It is called the long tail. PHP is only language with okay CMSs. The reason for it is the hosting model. It is easy way how to give someone package of files and they can buy their own managed hosting, put the files there and they have website.
Its all the tiny businesses restaurants, schools, fan sites. Sites with 5 visitors a day. Probably like 50% of web is this.
You can hate PHP all you want but there is no tech that does this better (maybe serverless one day). And PHP cmses are in completely different league compared to anything else unfortunately. Things like Craft, Kirby, Bolt or even Wordpress nothing unfortunately compares.
Of course people here are gonna hate on it and i hate PHP as much as anyone but when you are living from making websites for 500eur and you need to make 3 a month then it is hard to beat.
I've programmed PHP professionally for the last 10 years (among others), modern PHP written by professionals is markedly better than it used to be and the PHP devs should get credit for that.
What's all this emotionalization of the situation?
In the end PHP is a tool. And despite the constant whining, it has created a great many projects people want to use and use (by choice).
When you create an as good alternative for people's actual needs (and not what you consider people's needs to be, like "elegant code") we can see if we can get them to switch to that.

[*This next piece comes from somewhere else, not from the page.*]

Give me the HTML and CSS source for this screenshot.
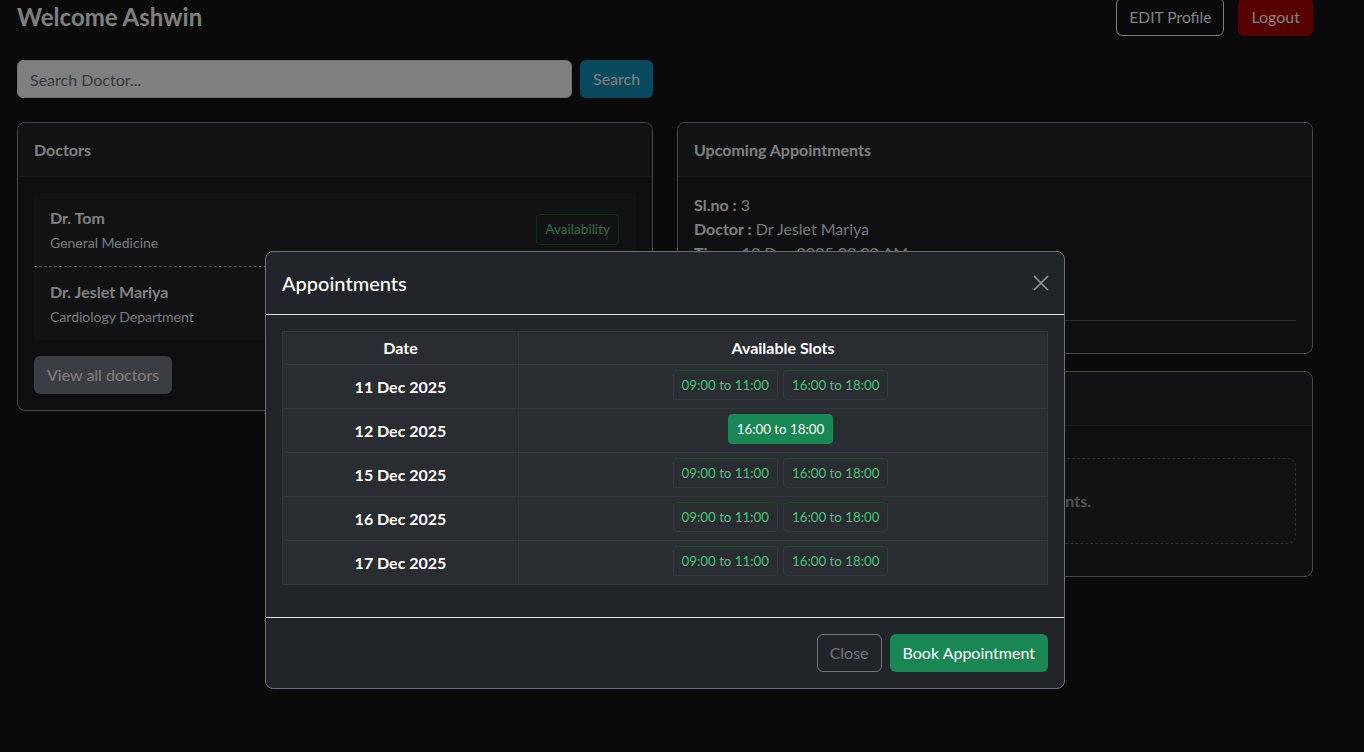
FILE: index.html
```html
<!DOCTYPE html>
<html lang="en">
<head>
    <meta charset="UTF-8">
    <meta name="viewport" content="width=device-width, initial-scale=1.0">
    <title>Patient Dashboard</title>
    <link rel="stylesheet" href="styles.css">
</head>
<body>
    <div class="page">
        <div class="topbar">
            <h3 class="welcome">Welcome Ashwin</h3>
            <div class="top-actions">
                <button class="btn btn-outline-light">EDIT Profile</button>
                <button class="btn btn-logout">Logout</button>
            </div>
        </div>

        <form class="search-row">
            <input type="text" class="search-input" placeholder="Search Doctor...">
            <button type="button" class="btn btn-search">Search</button>
        </form>

        <div class="columns">
            <div class="card">
                <div class="card-header">Doctors</div>
                <div class="card-body">
                    <ul class="doctor-list">
                        <li class="doctor-item">
                            <div>
                                <div class="doctor-name">Dr. Tom</div>
                                <div class="doctor-dept">General Medicine</div>
                            </div>
                            <button class="btn btn-sm btn-avail">Availability</button>
                        </li>
                        <li class="doctor-item">
                            <div>
                                <div class="doctor-name">Dr. Jeslet Mariya</div>
                                <div class="doctor-dept">Cardiology Department</div>
                            </div>
                            <button class="btn btn-sm btn-avail">Availability</button>
                        </li>
                    </ul>
                    <button class="btn btn-secondary">View all doctors</button>
                </div>
            </div>

            <div class="right-col">
                <div class="card">
                    <div class="card-header">Upcoming Appointments</div>
                    <div class="card-body">
                        <div class="appt">
                            <strong>Sl.no :</strong> 3<br>
                            <strong>Doctor :</strong> Dr Jeslet Mariya<br>
                            <strong>Time :</strong> 12 Dec 2025 09:00 AM<br>
                            <strong>Status :</strong> Booked
                        </div>
                        <hr>
                    </div>
                </div>

                <div class="card">
                    <div class="card-header">Past Appointments</div>
                    <div class="card-body">
                        <div class="empty-box">No previous appointments.</div>
                    </div>
                </div>
            </div>
        </div>
    </div>

    <div class="backdrop"></div>

    <div class="modal">
        <div class="modal-header">
            <h5 class="modal-title">Appointments</h5>
            <button class="btn-close" aria-label="Close">
                <svg width="16" height="16" viewBox="0 0 16 16">
                    <path d="M1 1L15 15M15 1L1 15" stroke="#8d9094" stroke-width="1.7" fill="none"/>
                </svg>
            </button>
        </div>
        <div class="modal-body">
            <table class="slots-table">
                <thead>
                    <tr>
                        <th class="date-col">Date</th>
                        <th>Available Slots</th>
                    </tr>
                </thead>
                <tbody>
                    <tr>
                        <td class="date">11 Dec 2025</td>
                        <td class="slots"><div class="slot-list">
                            <button class="btn btn-slot">09:00 to 11:00</button>
                            <button class="btn btn-slot">16:00 to 18:00</button>
                        </div></td>
                    </tr>
                    <tr>
                        <td class="date">12 Dec 2025</td>
                        <td class="slots"><div class="slot-list">
                            <button class="btn btn-slot active">16:00 to 18:00</button>
                        </div></td>
                    </tr>
                    <tr>
                        <td class="date">15 Dec 2025</td>
                        <td class="slots"><div class="slot-list">
                            <button class="btn btn-slot">09:00 to 11:00</button>
                            <button class="btn btn-slot">16:00 to 18:00</button>
                        </div></td>
                    </tr>
                    <tr>
                        <td class="date">16 Dec 2025</td>
                        <td class="slots"><div class="slot-list">
                            <button class="btn btn-slot">09:00 to 11:00</button>
                            <button class="btn btn-slot">16:00 to 18:00</button>
                        </div></td>
                    </tr>
                    <tr>
                        <td class="date">17 Dec 2025</td>
                        <td class="slots"><div class="slot-list">
                            <button class="btn btn-slot">09:00 to 11:00</button>
                            <button class="btn btn-slot">16:00 to 18:00</button>
                        </div></td>
                    </tr>
                </tbody>
            </table>
        </div>
        <div class="modal-footer">
            <button class="btn btn-outline-secondary">Close</button>
            <button class="btn btn-success">Book Appointment</button>
        </div>
    </div>
</body>
</html>
```

FILE: styles.css
```css
* { box-sizing: border-box; }
body {
    margin: 0;
    background: #141414;
    color: #fff;
    font-family: "Segoe UI", Lato, "Noto Sans", sans-serif;
    font-size: 16px;
    line-height: 1.5;
    overflow: hidden;
}
.page {
    width: 1296px;
    margin-left: 17px;
}
.topbar {
    display: flex;
    justify-content: space-between;
    align-items: center;
    margin-top: -2px;
    height: 38px;
}
.welcome {
    margin: 0;
    font-size: 24px;
    font-weight: 700;
    line-height: 1.2;
}
.top-actions {
    display: flex;
    gap: 14px;
}
.btn {
    font-family: inherit;
    font-size: 16px;
    line-height: 24px;
    padding: 6px 12px;
    border: 1px solid transparent;
    border-radius: 6px;
    color: #fff;
    background: none;
    cursor: pointer;
}
.btn-sm {
    font-size: 13.6px;
    line-height: 21px;
    padding: 4px 8px;
    border-radius: 4px;
}
.btn-outline-light { border-color: #f8f9fa; font-size: 15.6px; }
.btn-logout { background: #ad0000; }
.btn-search { background: #1393bb; }
.btn-secondary { background: #747b83; }
.btn-avail { color: #58d88a; border-color: #245a38; }
.btn-outline-secondary { color: #6c757d; border-color: #6c757d; }
.btn-success { background: #198754; }

.search-row {
    display: flex;
    gap: 8px;
    margin: 24px 0 0;
}
.search-input {
    width: 555px;
    height: 38px;
    padding: 6px 12px;
    font-family: inherit;
    font-size: 16px;
    background: #fff;
    border: 1px solid #dee2e6;
    border-radius: 6px;
}
.search-input::placeholder { color: #6c757d; }

.columns {
    display: grid;
    grid-template-columns: 1fr 1fr;
    gap: 24px;
    align-items: start;
    margin-top: 24px;
}
.right-col {
    display: flex;
    flex-direction: column;
    gap: 17px;
}
.card {
    background: #1c1e21;
    border: 1px solid #8a8f94;
    border-radius: 8px;
    overflow: hidden;
}
.card-header {
    padding: 16px;
    line-height: 21px;
    font-weight: 700;
    background: #222428;
    border-bottom: 1px solid #34373a;
}
.card-body { padding: 16px; }

.doctor-list {
    list-style: none;
    margin: 0 0 16px;
    padding: 0;
    background: #222428;
}
.doctor-item {
    display: flex;
    justify-content: space-between;
    align-items: center;
    padding: 13px 17px 13px 16px;
}
.doctor-item + .doctor-item { border-top: 1px dashed #9a9da0; }
.doctor-name {
    font-weight: 700;
    line-height: 24px;
    margin-bottom: 2px;
}
.doctor-dept {
    font-size: 14px;
    line-height: 21px;
    color: #eceef0;
}

.appt {
    padding-bottom: 15px;
    line-height: 24px;
    color: #e6e8ea;
}
.appt strong { color: #fff; }
hr {
    border: 0;
    border-top: 1px solid #55585c;
    margin: 16px 0;
}
.empty-box {
    margin: 16px 0;
    padding: 30px;
    line-height: 24px;
    text-align: center;
    font-weight: 700;
    color: #a0a4a9;
    background: #222428;
    border: 1px dashed #56595e;
    border-radius: 8px;
}

.backdrop {
    position: fixed;
    inset: 0;
    background: rgba(0, 0, 0, 0.5);
}
.modal {
    position: fixed;
    top: 251px;
    left: 265px;
    width: 800px;
    background: #212529;
    border: 1px solid #6c7075;
    border-radius: 8px;
}
.modal-header {
    display: flex;
    justify-content: space-between;
    align-items: center;
    padding: 16px;
    border-bottom: 1px solid #dee2e6;
}
.modal-title {
    margin: 0;
    font-size: 20px;
    font-weight: 500;
    line-height: 30px;
}
.btn-close {
    display: flex;
    padding: 0;
    margin-right: -1px;
    border: 0;
    background: none;
    cursor: pointer;
}
.modal-body { padding: 16px; }
.slots-table {
    width: 100%;
    table-layout: fixed;
    border-collapse: collapse;
    background: #292c31;
    margin-bottom: 16px;
}
.slots-table th,
.slots-table td {
    border: 1px solid #33373c;
    text-align: center;
}
.slots-table th {
    padding: 4px;
    line-height: 24px;
}
.date-col { width: 236px; }
.slots-table td.date {
    font-weight: 700;
    vertical-align: middle;
}
.slots-table td.slots { padding: 5px 4px 8px; }
.slot-list {
    display: flex;
    justify-content: center;
}
.btn-slot {
    font-size: 13.3px;
    line-height: 20px;
    padding: 4px 8px;
    margin-right: 5px;
    border-radius: 4px;
    color: #45c675;
    border-color: #1f4530;
}
.btn-slot.active {
    background: #198754;
    border-color: #198754;
    color: #fff;
}
.modal-footer {
    display: flex;
    justify-content: flex-end;
    gap: 8px;
    padding: 16px;
    border-top: 1px solid #dee2e6;
}
```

Professionals use tools. Whiners and amateurs complain about ideals.
>I cannot think of PHP companies as something else than a no-innovation, no-research, no-interest & no change since 2000's.
Is this supposed to be satire?
>Now please tell me what I can do with PHP, I want to see newcomers read what options you have by learning PHP.
You get access to a turn-key, widely supported, language and ecosystem, that powers close to 80% of the web. Including extremely popular CMS options. Plus, access to some of the cheapest hosting you can find. You can also write all kinds of backend and cli stuff in it if you want.
And you can always use ANOTHER TOOL for a different job, if PHP is not suitable. What a concept huh? Who would have thought.
I wouldn't voluntarily start any new project in PHP, but that doesn't change the massive amounts of existing PHP code that can benefit from an investment in security.
PHP is (sadly) not going anywhere for a long time.
Also, as others mentioned, it's just so easy to host PHP based solutions like WP etc that you can't reasonably recommend anything else to a non-technical user.
Even someone clueless can figure out how to host something with PHP on cheap shared hosting with a little internet research.
Good luck doing the same thing with Python or Ruby or even Rust.
As the sibling comment also says the strength of PHP is the hosting offerings. I use PHP only, because it's trivial to create smaller sites with it on cheap shared hosting, because PHP hosting is offered practically unversally everywhere.
For bigger companies which host their own sites, other languages may be better choices.